Julia Roberts attends the 2018 Toronto International Film Festival premiere of ‘Ben Is Back’ at Princess of Wales Theatre on September 8, 2018 in Toronto, Canada.

Before signing, however, Roberts outlined one condition to Hedges: You must cast your son to play my son. “When I heard Julia was interested, she couldn’t meet me for many months,” Hedges says. “I was like, ‘No, no, I have to meet her. I’ll go anywhere in the world. They called back and said she was in Malibu and I was there in 12 hours. We had a great meeting. She said, ‘I’ll let you know on September 11. Maybe we can start to turn that day around.’”

“I’ve never had a movie where the first person I’ve gone to wants to do the movie, that never happens. It just doesn’t, and it was her,” Hedges continues. “I selfishly cannot wait for you all to see this film and to have Julia Roberts rock your f***ing world. She’s astonishing.”

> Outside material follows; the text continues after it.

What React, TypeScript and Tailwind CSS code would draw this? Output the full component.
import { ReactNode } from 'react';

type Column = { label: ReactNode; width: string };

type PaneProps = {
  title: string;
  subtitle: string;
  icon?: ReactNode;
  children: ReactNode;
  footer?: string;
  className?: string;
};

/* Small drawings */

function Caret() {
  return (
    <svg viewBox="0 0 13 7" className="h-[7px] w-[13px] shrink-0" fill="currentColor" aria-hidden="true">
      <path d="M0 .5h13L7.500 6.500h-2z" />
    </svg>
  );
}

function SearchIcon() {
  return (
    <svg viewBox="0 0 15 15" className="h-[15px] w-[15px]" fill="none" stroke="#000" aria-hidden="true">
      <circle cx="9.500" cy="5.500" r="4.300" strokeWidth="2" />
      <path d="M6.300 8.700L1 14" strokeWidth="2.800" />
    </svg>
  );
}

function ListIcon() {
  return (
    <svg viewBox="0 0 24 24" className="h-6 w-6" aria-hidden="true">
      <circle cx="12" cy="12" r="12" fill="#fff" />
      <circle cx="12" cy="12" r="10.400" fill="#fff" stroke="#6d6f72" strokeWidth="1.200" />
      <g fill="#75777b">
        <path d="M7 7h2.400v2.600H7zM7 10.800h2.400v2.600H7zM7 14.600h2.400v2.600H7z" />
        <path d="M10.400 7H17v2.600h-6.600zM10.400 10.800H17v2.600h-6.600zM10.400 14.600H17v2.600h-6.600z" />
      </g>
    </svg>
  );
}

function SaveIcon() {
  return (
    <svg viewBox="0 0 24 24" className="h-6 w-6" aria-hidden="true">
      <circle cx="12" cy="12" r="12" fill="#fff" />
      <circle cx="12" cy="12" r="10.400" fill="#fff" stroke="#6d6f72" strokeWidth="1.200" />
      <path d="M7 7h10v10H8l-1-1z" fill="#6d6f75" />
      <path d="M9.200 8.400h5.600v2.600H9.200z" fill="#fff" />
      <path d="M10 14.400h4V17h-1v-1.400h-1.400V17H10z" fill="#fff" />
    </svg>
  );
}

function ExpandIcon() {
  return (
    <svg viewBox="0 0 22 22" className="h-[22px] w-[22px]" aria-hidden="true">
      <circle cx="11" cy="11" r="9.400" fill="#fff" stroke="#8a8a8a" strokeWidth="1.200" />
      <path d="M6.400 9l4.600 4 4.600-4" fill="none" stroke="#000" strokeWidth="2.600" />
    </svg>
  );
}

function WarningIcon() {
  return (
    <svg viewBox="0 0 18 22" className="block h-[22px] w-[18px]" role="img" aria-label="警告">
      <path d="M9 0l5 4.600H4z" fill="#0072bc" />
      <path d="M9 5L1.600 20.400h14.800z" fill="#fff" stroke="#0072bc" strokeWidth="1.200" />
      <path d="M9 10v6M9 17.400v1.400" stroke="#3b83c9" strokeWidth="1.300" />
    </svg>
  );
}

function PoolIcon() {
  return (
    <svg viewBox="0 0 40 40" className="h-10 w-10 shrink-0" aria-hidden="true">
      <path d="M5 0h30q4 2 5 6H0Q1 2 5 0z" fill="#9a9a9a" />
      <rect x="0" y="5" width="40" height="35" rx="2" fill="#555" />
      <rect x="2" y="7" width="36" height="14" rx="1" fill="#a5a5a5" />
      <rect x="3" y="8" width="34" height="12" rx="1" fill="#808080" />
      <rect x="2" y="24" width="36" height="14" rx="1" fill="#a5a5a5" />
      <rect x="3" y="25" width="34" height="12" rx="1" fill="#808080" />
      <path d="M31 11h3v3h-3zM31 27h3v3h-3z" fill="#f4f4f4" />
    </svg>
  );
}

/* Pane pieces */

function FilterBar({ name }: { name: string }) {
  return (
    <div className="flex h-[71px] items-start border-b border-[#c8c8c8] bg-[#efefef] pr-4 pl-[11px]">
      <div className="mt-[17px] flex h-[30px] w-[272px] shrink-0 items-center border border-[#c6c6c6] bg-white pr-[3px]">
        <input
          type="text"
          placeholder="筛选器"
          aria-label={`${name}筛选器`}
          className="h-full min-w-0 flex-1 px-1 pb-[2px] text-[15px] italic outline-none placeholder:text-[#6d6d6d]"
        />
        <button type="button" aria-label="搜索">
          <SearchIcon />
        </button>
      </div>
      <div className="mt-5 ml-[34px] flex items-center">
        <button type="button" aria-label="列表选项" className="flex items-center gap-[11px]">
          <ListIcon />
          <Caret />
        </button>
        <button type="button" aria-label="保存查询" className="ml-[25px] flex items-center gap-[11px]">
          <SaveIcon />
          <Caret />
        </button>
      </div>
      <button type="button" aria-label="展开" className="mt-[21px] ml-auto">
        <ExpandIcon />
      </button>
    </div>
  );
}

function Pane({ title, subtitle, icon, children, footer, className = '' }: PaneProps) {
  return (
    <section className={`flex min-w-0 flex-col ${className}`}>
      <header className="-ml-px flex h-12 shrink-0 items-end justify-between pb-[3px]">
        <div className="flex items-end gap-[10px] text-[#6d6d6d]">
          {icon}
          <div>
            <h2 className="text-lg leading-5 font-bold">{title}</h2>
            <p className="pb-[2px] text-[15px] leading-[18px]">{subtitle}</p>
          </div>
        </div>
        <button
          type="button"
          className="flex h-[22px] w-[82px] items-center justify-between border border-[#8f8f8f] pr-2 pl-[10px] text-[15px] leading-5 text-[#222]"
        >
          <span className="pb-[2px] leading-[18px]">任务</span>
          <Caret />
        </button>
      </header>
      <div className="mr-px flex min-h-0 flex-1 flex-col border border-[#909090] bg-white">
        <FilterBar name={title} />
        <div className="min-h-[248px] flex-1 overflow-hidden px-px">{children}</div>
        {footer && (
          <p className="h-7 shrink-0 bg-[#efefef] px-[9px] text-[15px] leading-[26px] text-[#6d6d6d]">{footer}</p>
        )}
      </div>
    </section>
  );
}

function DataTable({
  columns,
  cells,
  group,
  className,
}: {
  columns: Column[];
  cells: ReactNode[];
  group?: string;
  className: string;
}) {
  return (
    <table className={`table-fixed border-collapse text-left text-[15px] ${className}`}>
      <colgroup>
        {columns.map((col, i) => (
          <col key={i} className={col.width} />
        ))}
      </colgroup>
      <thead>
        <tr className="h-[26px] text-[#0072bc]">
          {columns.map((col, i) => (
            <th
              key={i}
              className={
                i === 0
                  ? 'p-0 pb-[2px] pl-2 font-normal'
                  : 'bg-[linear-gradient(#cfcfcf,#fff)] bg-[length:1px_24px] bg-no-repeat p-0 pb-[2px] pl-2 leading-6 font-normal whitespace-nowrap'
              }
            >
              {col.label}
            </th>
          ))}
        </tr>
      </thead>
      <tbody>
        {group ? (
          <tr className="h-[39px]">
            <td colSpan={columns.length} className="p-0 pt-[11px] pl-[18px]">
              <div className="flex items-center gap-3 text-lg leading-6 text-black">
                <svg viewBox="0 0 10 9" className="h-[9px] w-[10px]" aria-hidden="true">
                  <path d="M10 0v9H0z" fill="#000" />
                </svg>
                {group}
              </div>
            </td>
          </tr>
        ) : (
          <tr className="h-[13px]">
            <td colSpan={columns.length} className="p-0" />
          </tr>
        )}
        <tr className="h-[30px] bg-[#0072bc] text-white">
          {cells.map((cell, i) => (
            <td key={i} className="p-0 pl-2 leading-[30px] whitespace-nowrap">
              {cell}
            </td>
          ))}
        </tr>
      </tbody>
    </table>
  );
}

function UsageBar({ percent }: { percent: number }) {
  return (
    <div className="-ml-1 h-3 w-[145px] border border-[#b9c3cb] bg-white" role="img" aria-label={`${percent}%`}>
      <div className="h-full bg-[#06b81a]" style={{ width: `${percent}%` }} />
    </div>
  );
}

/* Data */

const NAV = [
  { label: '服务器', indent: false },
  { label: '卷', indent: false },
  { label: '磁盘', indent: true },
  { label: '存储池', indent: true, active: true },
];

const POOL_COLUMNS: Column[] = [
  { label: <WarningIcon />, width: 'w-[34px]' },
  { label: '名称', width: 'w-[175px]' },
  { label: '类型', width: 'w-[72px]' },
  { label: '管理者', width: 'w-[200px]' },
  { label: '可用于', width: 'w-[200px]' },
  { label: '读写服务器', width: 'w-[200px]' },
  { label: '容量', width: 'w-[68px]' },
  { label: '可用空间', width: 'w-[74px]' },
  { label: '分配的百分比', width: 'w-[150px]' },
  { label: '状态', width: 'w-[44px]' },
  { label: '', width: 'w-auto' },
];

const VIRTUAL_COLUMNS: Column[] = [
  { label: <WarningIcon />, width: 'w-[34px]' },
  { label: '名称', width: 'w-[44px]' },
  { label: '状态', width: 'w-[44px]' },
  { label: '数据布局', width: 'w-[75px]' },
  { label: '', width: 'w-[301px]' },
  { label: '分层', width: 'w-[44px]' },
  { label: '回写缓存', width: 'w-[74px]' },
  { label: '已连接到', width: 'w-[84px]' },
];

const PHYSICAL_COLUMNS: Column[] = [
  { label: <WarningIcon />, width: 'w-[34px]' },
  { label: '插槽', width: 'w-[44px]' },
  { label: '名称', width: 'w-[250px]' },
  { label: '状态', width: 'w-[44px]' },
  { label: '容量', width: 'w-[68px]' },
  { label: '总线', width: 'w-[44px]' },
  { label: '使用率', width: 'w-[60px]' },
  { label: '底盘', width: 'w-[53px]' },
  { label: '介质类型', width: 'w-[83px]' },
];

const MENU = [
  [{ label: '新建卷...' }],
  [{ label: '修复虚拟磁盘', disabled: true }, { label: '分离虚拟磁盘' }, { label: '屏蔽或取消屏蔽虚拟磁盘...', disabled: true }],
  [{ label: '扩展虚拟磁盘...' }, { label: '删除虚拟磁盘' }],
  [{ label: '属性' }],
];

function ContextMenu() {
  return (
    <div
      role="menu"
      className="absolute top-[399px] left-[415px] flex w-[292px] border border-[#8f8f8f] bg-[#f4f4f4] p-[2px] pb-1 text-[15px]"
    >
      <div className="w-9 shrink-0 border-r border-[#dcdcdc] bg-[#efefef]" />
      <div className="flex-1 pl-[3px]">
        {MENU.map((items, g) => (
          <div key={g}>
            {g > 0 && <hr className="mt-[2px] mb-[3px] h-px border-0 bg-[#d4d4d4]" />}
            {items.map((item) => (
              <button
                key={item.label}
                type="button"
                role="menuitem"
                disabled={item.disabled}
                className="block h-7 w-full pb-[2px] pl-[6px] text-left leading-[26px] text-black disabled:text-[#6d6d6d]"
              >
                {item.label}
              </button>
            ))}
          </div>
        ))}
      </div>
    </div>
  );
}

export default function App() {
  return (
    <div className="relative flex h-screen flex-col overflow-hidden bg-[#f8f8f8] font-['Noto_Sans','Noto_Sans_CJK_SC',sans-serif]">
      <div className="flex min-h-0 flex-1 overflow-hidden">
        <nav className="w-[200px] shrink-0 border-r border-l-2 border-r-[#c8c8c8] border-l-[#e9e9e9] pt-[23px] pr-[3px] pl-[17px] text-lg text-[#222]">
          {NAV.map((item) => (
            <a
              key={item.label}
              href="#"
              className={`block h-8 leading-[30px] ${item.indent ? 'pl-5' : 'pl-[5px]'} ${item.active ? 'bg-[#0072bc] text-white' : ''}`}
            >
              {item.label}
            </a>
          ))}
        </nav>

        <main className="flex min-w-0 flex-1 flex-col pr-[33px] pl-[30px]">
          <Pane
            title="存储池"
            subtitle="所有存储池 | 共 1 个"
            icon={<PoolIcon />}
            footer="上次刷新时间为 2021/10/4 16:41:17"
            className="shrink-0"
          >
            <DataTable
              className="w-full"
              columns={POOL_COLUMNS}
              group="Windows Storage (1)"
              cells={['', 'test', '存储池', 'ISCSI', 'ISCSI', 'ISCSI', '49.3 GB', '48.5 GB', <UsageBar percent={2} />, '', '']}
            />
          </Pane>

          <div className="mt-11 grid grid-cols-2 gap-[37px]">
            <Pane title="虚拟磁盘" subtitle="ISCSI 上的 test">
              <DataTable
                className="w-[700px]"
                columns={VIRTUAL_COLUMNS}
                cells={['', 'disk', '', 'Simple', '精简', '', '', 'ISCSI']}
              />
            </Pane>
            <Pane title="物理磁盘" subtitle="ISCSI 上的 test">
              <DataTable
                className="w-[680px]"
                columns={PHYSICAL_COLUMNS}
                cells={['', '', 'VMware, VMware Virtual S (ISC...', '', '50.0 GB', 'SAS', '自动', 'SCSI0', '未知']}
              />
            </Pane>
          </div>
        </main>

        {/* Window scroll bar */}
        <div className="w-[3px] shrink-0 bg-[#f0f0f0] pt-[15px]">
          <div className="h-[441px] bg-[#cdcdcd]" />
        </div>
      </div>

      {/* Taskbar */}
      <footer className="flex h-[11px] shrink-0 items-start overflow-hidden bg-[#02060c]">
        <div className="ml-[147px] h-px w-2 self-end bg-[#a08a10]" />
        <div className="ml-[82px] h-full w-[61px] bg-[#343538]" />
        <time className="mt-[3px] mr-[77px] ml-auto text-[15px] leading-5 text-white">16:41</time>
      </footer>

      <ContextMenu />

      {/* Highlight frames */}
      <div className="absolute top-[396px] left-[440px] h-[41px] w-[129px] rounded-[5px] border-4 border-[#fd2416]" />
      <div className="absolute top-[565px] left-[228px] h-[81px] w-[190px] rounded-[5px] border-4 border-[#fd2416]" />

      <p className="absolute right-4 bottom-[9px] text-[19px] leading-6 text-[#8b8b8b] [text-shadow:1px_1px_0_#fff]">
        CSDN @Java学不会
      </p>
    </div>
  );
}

While Hedges wanted Roberts, he was very reluctant to sign his own son up to the project. But he did – and as he’s telling this story, he’s again overcome with emotion. “Three days into filming, it hit me how dangerous the thing was that I’ve attempted: I’ve taken the most important relationship – my relationship with my children – and I’m testing it. [My family] had long talks about whether casting Lucas would be a good idea,” explains Hedges. “Julia wanted him to do this film. He didn’t need to do it, he is doing just fine. Everyone thinks I am this puppet master with his career and it’s just the opposite. Lucas inspired me to do deeper and more meaningful work so I’m the beneficiary of his artistry. He doesn’t know this – he will if you write about it – I definitely had a real fear that I would fail him.”

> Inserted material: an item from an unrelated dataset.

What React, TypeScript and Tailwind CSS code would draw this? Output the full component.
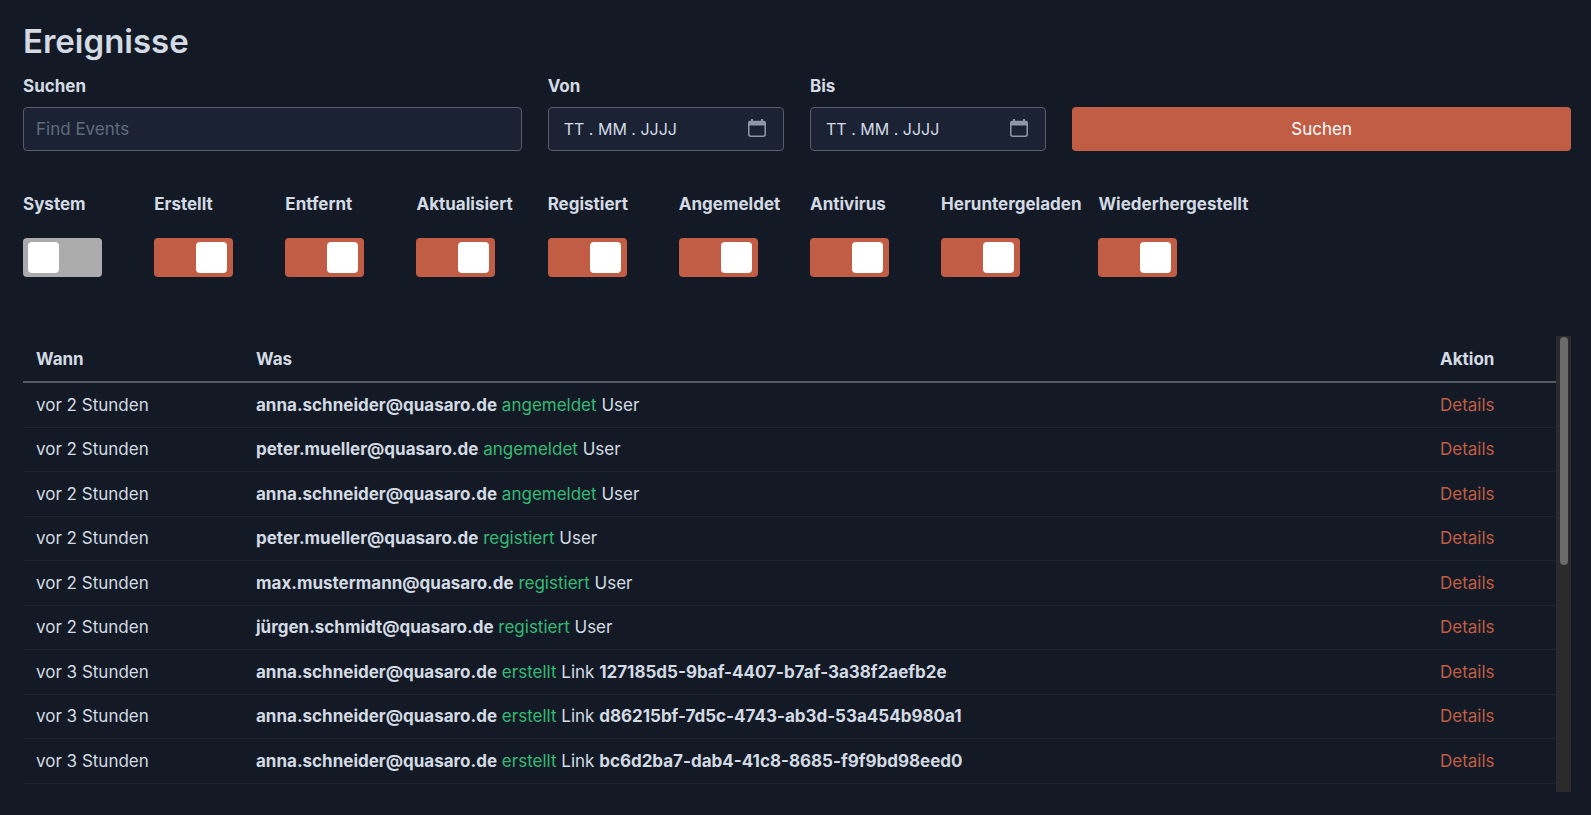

Of course, beyond the film, everybody wants to know what Roberts is really like. Well, you can hear her before you see her. Her laugh is so famous and so loud, you could swear Richard Gere had just closed a box full of diamonds on her hand in the room next door. She’s smart. The sentences she uses to answer a question will tell you she reads a lot of books. She’s got an opinion and isn’t afraid of a headline if it means voicing it. And she’s funny. She’s really beautiful and really funny.

With limited time left at this round-table interview, a journalist from Israel asks Roberts a question about whether Pretty Woman – a film about a rich New York businessman and a young prostitute – would stand up and be accepted in today’s society, most specifically in light of the #MeToo movement.

Roberts’ demeanour instantly goes from Julianne Potter to Erin Brockovich. Suddenly it feels like I’m sitting in Ed Masry’s office next to the woman with “two wrong feet and f***ing ugly shoes”. “It’s a 30-year-old movie,” Roberts replies. “I think anytime you’re going to reach back to bring something into the present, there’s going to be trouble making the connection for a variety of reasons. They could be political, cultural – they could be just dated clothing – so I don’t think it’s a reasonable testament to challenge the question of now, to use that as a template of ‘Would that work now?’. We have no way of knowing that.”

There’s silence. A South African journalist attempts to probe the actress with a very confusing follow-up question, this time about, well, god knows what. “I will say this,” Roberts interrupts. “I’m not entirely sure what we are talking about at this point but I think we get very caught up in the conversation about gender and equality – and then you have the ‘Year of the Woman’ that happens every few years,” she begins. “I think ultimately we should focus less on separating men and women and more on celebrating as artists – ‘The Year of People Doing Great Work whether they be Men or Women’. If we say, ‘Didn’t she do a great job and she’s a woman’ then it’s almost like we are participating in the issue in our attempt to rise above it in a funny way.”

And with that, Roberts ends on a lighter note. “It’s time to exit the ballroom, there’s a dance class coming in.”

Ben Is Back in in Australian cinemas January 31.